With the Greece 2020 tourism season looming just ahead, Greece faces several serious challenges that could end up stifling industry growth. The latest refugee situation coupled with COVID-19 fears could slam on the brakes of Greece’s recovering economy.
A report this week by Alpha Bank assesses the tourism sector’s prospective performance and risks and reveals Greece’s strong brand name and seasonal tourist flows as resilience factors. The majority of tourist arrivals (85 percent) to Greece, are recorded in the May-October period. Analysts expect this seasonal pattern as well as the strengthening of the US dollar against the euro to mitigate the effects of both Covid-19 and the refugee flows. They also add that Greece’s high summer temperatures are expected to mitigate the further spread of the coronavirus.
The bad news comes in the form of this Reuters report based on the European Union’s independent fiscal institutions network. This data factors in the possibility the Greek economy’s growth rate could slow to 2.21% or 1.88% this year, affected by overall eurozone growth slowdown. In other words, Alpha Bank’s figures do not take into account the wider effect COVID-19 will have. The think tank had this to say on the subject:
“The spread of the SARS-COV-2 (coronavirus) is certain to cause a downward revision of world growth forecasts in 2020. Its spread in Europe will slow eurozone GDP growth.”
In recent days Turkey’s President Recep Erdogan has weaponized the refugee situation to hit back at the EU and to impact the Syria incursion by Turkish forces. As a result, the president of the European Commission has pledged millions of euros and a fresh deployment of border guards to manage a new wave of migration.
The flare-up on the border follows tension between the EU and Turkey. The crisis is already putting a damper on bookings to come parts of Greece. On the island of Lesbos, residents are rioting against police over planned migrant camps. The islands off the coasts of Turkey are a powderkeg ready to explode at any moment. Yesterday, Frontex announced an extraordinary meeting today in Frontex headquarters in Warsaw. The management promised to deploy a rapid border intervention requested by Greece.

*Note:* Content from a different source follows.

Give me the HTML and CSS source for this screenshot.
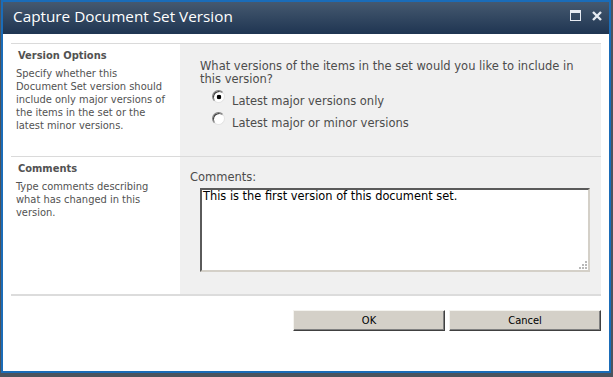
FILE: index.html
```html
<!DOCTYPE html>
<html>
<head>
	<meta http-equiv="Content-Type" content="text/html; charset=UTF-8"/>
	<title>Capture Document Set Version</title>
	<link rel="stylesheet" href="styles.css">
</head>
<body>

<div class="dialog">
	<div class="titlebar">
		<span class="title">Capture Document Set Version</span>
		<span class="controls">
			<svg class="ctl-max" width="11" height="11" viewBox="0 0 11 11">
				<rect x="0.5" y="0.5" width="10" height="10" fill="none" stroke="#e6ebf2" stroke-width="1"/>
				<rect x="0" y="0" width="11" height="3" fill="#e6ebf2"/>
			</svg>
			<svg class="ctl-close" width="10" height="10" viewBox="0 0 10 10">
				<path d="M1 1 L9 9 M9 1 L1 9" stroke="#e6ebf2" stroke-width="2.4"/>
			</svg>
		</span>
	</div>

	<div class="content">
		<div class="section section-options">
			<div class="label-col">
				<h3>Version Options</h3>
				<p class="desc">Specify whether this Document Set version should include only major versions of the items in the set or the latest minor versions.</p>
			</div>
			<div class="field-col">
				<p class="question">What versions of the items in the set would you like to include in this version?</p>
				<div class="radios">
					<label class="radio-row"><input type="radio" name="ver" checked> <span>Latest major versions only</span></label>
					<label class="radio-row"><input type="radio" name="ver"> <span>Latest major or minor versions</span></label>
				</div>
			</div>
		</div>

		<div class="section section-comments">
			<div class="label-col">
				<h3>Comments</h3>
				<p class="desc">Type comments describing what has changed in this version.</p>
			</div>
			<div class="field-col">
				<p class="field-label">Comments:</p>
				<div class="textbox">
					<textarea>This is the first version of this document set.</textarea>
					<svg class="grip" width="9" height="9" viewBox="0 0 9 9">
						<rect x="7" y="1" width="2" height="2" fill="#b8b8b8"/>
						<rect x="4" y="4" width="2" height="2" fill="#b8b8b8"/>
						<rect x="7" y="4" width="2" height="2" fill="#b8b8b8"/>
						<rect x="1" y="7" width="2" height="2" fill="#b8b8b8"/>
						<rect x="4" y="7" width="2" height="2" fill="#b8b8b8"/>
						<rect x="7" y="7" width="2" height="2" fill="#b8b8b8"/>
					</svg>
				</div>
			</div>
		</div>

		<div class="buttons">
			<button class="btn">OK</button>
			<button class="btn">Cancel</button>
		</div>
	</div>
</div>

</body>
</html>
```

FILE: styles.css
```css
* {
	box-sizing: border-box;
}

html, body {
	margin: 0;
	padding: 0;
	height: 100%;
}

body {
	background: #4b535d;
}

/* window frame */
.dialog {
	width: 610px;
	height: 373px;
	margin-left: 1px;
	border: 2px solid #1a6cb8;
	background: #fff;
}

.titlebar {
	height: 32px;
	display: flex;
	align-items: flex-start;
	padding: 4px 7px 0 10px;
	background: linear-gradient(#45596f, #1f3552);
	color: #fff;
}

.title {
	flex: 1;
	font: 15.3px/20px "Open Sans", sans-serif;
}

.controls {
	display: flex;
	align-items: center;
	gap: 11px;
	padding-top: 4px;
}

/* form body */
.content {
	padding: 9px 8px 0 8px;
}

.section {
	display: grid;
	grid-template-columns: 169px 1fr;
	border-top: 1px solid #dadada;
}

.section-options {
	height: 113px;
}

.section-comments {
	height: 140px;
	border-bottom: 2px solid #dcdcdc;
}

h3, p {
	margin: 0;
	padding: 0;
}

.label-col {
	padding: 5px 13px 0 5px;
	font-family: "DejaVu Sans Condensed", "DejaVu Sans", sans-serif;
	font-size: 11px;
	line-height: 13px;
	color: #525252;
}

.label-col h3 {
	font-size: 11px;
	font-weight: bold;
	padding-left: 2px;
}

.label-col .desc {
	margin-top: 5px;
}

.field-col {
	background: #f0f0f0;
	font-family: "DejaVu Sans", sans-serif;
	font-size: 11.5px;
	line-height: 13px;
	color: #4c4c4c;
}

/* version options */
.question {
	width: 385px;
	padding: 16px 0 0 20px;
	box-sizing: content-box;
}

.radios {
	padding: 2px 0 0 32px;
}

.radio-row {
	display: flex;
	align-items: flex-start;
	height: 22px;
}

.radio-row input {
	appearance: none;
	-webkit-appearance: none;
	width: 13px;
	height: 13px;
	margin: 2px 7px 0 0;
	border-radius: 50%;
	border: 1px solid;
	border-color: #808080 #e3e3e3 #e3e3e3 #808080;
	box-shadow: inset 1px 1px 0 #404040;
	background: #fff;
}

.radio-row input:checked {
	background: radial-gradient(circle at 6px 6px, #000 2px, #fff 2.6px);
}

.radio-row span {
	line-height: 22px;
	padding-top: 2px;
}

/* comments */
.field-label {
	padding: 14px 0 0 10px;
}

.textbox {
	position: relative;
	width: 390px;
	height: 84px;
	margin: 4px 0 0 20px;
}

.textbox textarea {
	display: block;
	width: 100%;
	height: 100%;
	margin: 0;
	padding: 0 1px;
	resize: none;
	border: 2px solid;
	border-color: #5a5a5a #d4d0c8 #d4d0c8 #5a5a5a;
	background: #fff;
	font-family: "DejaVu Sans", sans-serif;
	font-size: 11.4px;
	line-height: 13px;
	color: #000;
}

.grip {
	position: absolute;
	right: 3px;
	bottom: 3px;
}

/* buttons */
.buttons {
	display: flex;
	justify-content: flex-end;
	gap: 4px;
	margin-top: 14px;
}

.btn {
	width: 152px;
	height: 21px;
	padding: 0;
	background: #d4d0c8;
	border: 1px solid;
	border-color: #f4f3ef #404040 #404040 #f4f3ef;
	box-shadow: inset -1px -1px 0 #808080;
	font-family: "DejaVu Sans Condensed", "DejaVu Sans", sans-serif;
	font-size: 11px;
	color: #000;
}
```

The situation at our border is not only Greece’s issue to manage.— European Commission 🇪🇺 (@EU_Commission) March 3, 2020
It is the responsibility of Europe as a whole.
And we will manage it in an orderly way, with unity, solidarity and determination. pic.twitter.com/hQkQiKm3zR
In addition to COVID-19 and refugee crisis factors, 2019 was not a stellar year for Greek tourism because German travelers sought out alternative destinations last year. In 2018 German travelers flocked to Greece in record numbers. Last year saw an 8.1 percent decline in tourists from Germany.
The coupling of Euro area growth rate issues like ongoing trade conflicts, geopolitical tensions, increasing refugee flows, and the Covid-19 after-effect will certainly negatively affect the country’s bottom line this year. Already, the International Air Transport Association (IATA) – reduced passenger traffic leading to potential revenue losses in the aviation sector of 29.3 billion dollars in 2020.
Greece’s fiscal council suggests that the government needs to use part of its cash buffer, in consultation with official lenders, “so that any deviation from the primary budget surplus of 3.5% of GDP does not lead to restrictive fiscal measures”. If the Greece 2020 touristic season is to break even with recent years, officials are going to have to prop up local businesses dependent on these touristic flows. Already, margins for hotels and retailers are cut to the bone. A disastrous season would certainly put many out of business if measures are not taken.
On a final positive note, Greece has seven confirmed cases of coronavirus so far, but no deaths. This is a relatively low toll for Europe, where the virus has spread widely and caused more than 50 deaths and over 2,000 cases in the worst affected country, Italy.